My point to all this is that hospitality costs are way too high in most capital cities and if the economy stumbles then a lot less people will be willing, or able, to fork out these high prices for a night out. In my opinion the solution has to be getting the labour costs down and dare I say, getting rid of the Labor party would also be a good start!

This article featured in the August issue of Bartender magazine.

  1. Getting labour costs down? That’s what attracts bartenders to Sydney, income and lifestyle. Sydney bartenders are paid well, enjoy a great lifestyle, bartenders coming from London especially say bartenders have it easy in Sydney.

    The only way labour costs can be reduced is by employing bartenders under salary, as opposed to wage (there’s no way awards can be changed, not reduced anyway) And there’s a fine line there as then you’re essentially working your bartenders longer hours for less pay, look at the bars which have the lowest attrition rates in Sydney, why do their bartenders stick around longer than in other bars? Remuneration! That and work / life balance. Put experienced bartenders under a salary, work them 50-60hrs each week for a 35-40k salary with less than $150 tips a week on top of that and good luck keeping them around for 3-5yrs + unless that salary is at least 55k a year and the tips $300 + a week. There are numerous bars in Sydney which manage to keep bartenders on-board for 3-5yrs +, then there are dozens which don’t. The ones that do pay more, the bartenders make more tips and the managers are more flexible with the rosters i.e. giving them weekends off, varying start and finish times etc.

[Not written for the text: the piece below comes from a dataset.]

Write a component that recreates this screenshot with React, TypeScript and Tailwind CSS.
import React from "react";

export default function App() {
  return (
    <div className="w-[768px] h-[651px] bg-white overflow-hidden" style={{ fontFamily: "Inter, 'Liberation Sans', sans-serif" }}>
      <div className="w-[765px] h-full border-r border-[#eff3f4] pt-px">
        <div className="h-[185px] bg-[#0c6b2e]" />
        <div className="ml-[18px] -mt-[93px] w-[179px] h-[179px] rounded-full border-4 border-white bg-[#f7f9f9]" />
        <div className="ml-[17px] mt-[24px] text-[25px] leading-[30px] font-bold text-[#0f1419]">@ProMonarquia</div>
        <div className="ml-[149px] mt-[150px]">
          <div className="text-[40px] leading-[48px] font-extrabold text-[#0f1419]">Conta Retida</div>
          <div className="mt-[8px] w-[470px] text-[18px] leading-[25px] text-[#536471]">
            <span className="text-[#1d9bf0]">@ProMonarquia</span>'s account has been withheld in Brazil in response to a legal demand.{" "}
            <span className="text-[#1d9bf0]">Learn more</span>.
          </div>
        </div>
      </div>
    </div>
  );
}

    Bartenders will stick around for a few main reasons, which include: money (tips and wage/salary), training (learning and development), management (managers who look after their staff build loyalty, trust and keep their bartenders around longer e.g. by feeding them, giving them time off when needed, being flexible with the roster, providing a fun work environment etc).

    The bar scene in Sydney has become so competitive, there’s a huge shortage of bartenders, anyone with a decent attitude, work ethic and some experience can walk into a decent bar and command a wage of $20-$25 p/h (often in cash) and employers are forced to pay it due to the huge skills shortage.

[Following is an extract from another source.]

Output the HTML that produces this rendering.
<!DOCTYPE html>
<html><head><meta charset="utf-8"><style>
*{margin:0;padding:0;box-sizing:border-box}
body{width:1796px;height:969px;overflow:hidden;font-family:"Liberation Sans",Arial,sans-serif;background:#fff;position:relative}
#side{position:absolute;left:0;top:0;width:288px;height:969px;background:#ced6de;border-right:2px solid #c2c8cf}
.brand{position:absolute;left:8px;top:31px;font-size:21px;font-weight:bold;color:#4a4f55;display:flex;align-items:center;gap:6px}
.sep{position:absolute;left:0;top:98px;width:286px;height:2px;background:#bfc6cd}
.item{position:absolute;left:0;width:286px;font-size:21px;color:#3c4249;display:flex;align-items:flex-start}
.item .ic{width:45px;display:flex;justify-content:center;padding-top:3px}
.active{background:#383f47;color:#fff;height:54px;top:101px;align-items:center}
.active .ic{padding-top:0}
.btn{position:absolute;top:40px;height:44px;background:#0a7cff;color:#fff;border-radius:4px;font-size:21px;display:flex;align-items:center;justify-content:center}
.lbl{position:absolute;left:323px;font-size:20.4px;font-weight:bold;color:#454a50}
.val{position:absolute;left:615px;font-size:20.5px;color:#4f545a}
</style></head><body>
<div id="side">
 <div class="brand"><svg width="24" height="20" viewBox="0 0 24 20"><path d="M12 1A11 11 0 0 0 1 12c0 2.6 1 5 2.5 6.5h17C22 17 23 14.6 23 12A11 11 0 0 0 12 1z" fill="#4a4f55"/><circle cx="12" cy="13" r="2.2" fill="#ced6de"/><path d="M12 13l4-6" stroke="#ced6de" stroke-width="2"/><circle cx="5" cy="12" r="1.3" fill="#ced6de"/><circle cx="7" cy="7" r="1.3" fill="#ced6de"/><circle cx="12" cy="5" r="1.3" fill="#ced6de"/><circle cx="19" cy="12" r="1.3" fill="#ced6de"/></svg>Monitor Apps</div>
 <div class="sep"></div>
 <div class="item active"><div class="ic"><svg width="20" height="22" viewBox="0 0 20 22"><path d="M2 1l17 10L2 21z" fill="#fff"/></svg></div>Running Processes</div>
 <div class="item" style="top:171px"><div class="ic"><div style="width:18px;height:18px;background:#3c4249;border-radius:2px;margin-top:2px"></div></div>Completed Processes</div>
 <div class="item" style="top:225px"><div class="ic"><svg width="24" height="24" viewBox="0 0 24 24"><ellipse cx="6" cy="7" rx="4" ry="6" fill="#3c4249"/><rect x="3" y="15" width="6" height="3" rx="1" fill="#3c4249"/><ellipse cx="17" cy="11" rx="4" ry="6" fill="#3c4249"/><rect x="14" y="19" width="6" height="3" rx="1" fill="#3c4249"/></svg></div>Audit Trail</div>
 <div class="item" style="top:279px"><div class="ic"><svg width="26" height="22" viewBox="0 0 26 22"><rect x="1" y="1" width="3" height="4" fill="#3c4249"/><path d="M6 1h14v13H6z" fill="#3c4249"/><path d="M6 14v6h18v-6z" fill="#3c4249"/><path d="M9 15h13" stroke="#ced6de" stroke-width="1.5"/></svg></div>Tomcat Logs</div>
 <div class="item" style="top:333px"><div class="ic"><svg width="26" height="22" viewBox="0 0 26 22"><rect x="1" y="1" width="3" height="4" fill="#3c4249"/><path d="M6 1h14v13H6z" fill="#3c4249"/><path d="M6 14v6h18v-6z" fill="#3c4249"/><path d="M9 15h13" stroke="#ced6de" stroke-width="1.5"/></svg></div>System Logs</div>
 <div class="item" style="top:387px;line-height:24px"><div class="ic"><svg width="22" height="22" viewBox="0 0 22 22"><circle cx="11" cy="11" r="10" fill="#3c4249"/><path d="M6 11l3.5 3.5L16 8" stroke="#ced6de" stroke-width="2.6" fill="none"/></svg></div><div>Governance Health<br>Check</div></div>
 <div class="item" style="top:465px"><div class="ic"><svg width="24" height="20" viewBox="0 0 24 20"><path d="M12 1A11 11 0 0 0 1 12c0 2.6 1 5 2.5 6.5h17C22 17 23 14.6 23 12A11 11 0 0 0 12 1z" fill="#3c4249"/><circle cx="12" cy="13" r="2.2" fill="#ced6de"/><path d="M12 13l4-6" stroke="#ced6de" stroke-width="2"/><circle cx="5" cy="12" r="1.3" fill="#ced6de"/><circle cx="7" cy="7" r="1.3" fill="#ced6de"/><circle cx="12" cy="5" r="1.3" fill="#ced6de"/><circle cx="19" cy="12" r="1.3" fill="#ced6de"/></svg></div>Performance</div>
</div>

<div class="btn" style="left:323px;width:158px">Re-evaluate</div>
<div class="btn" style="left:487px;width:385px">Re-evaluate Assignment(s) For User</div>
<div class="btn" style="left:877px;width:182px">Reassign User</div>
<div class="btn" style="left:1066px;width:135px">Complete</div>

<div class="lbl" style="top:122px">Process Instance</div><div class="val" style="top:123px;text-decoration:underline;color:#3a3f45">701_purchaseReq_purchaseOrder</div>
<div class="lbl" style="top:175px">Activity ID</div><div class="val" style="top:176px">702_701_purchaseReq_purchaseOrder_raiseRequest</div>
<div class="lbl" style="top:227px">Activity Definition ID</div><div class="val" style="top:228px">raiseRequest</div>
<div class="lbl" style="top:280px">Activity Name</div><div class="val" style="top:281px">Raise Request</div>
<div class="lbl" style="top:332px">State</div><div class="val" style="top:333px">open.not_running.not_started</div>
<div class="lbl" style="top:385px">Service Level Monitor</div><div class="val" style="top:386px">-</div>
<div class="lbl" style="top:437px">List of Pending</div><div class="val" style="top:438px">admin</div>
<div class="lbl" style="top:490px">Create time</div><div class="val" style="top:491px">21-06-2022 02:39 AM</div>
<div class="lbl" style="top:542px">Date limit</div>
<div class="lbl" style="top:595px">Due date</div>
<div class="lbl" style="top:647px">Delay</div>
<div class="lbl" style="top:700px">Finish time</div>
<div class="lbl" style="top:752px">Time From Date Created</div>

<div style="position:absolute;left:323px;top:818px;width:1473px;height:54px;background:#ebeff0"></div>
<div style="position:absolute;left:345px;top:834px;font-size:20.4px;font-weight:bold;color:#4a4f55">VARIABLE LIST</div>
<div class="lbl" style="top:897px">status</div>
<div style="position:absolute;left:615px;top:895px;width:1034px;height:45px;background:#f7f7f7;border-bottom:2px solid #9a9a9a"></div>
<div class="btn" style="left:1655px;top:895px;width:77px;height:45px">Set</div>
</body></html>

    From what I hear salaries are common in Melbourne for bartenders, in Sydney they’re not as far as I know. Sydney bartenders have it really good and it’d take a long time to start moving bartenders from wage to salary in that town. I’m not privy to taxes, however being one of the most heavily taxed countries on earth a major reason for the inflated prices of our drinks (and reduced abv of our bottles) has to be because of taxes, which are another thing we can’t change.

    So, what can we do? Some bars explore other avenues to reduce labour costs e.g. give bartenders minimum or no wage, and instead give them a % of the business/profits/sales. They offer fringe benefits e.g. meal allowance, or provide staff with meals, get them gym memberships, pay for health care, give them an education allowance/fund to access so they can do courses, diplomas, degrees. Set sales targets and only if the targets are achieved then the staff receive further remuneration above minimum wage. Some offer huge discounts when drinking/eating/staying at that bar/property and their affiliated venues around Sydney, NSW, Australia and in some cases the World.

    Operators are constantly thinking up more creative ways to reduce labour costs and entice bartenders to work for them with packages as opposed to simply who pays more per hour. The Sydney bar scene will eventually reach a saturation point, whether that be in 1yr, 5yrs or 10yrs, who knows, regardless, if the economy takes a turn for the worst and small bars start going under bartenders will lose jobs, others will take huge pay cuts in the smaller venues still around as there’ll be more bartenders than jobs, and what else will happen is you’ll see bartenders running for security in the bigger venues / groups / hotel bars e.g. Merivale, Keystone, 5 star hotel bars like Zeta etc, all of whcih are companies which can often pay well and provide great benefits and job security. Let’s see how the next 5yrs pan out in terms of supply and demand of Sydney bartenders.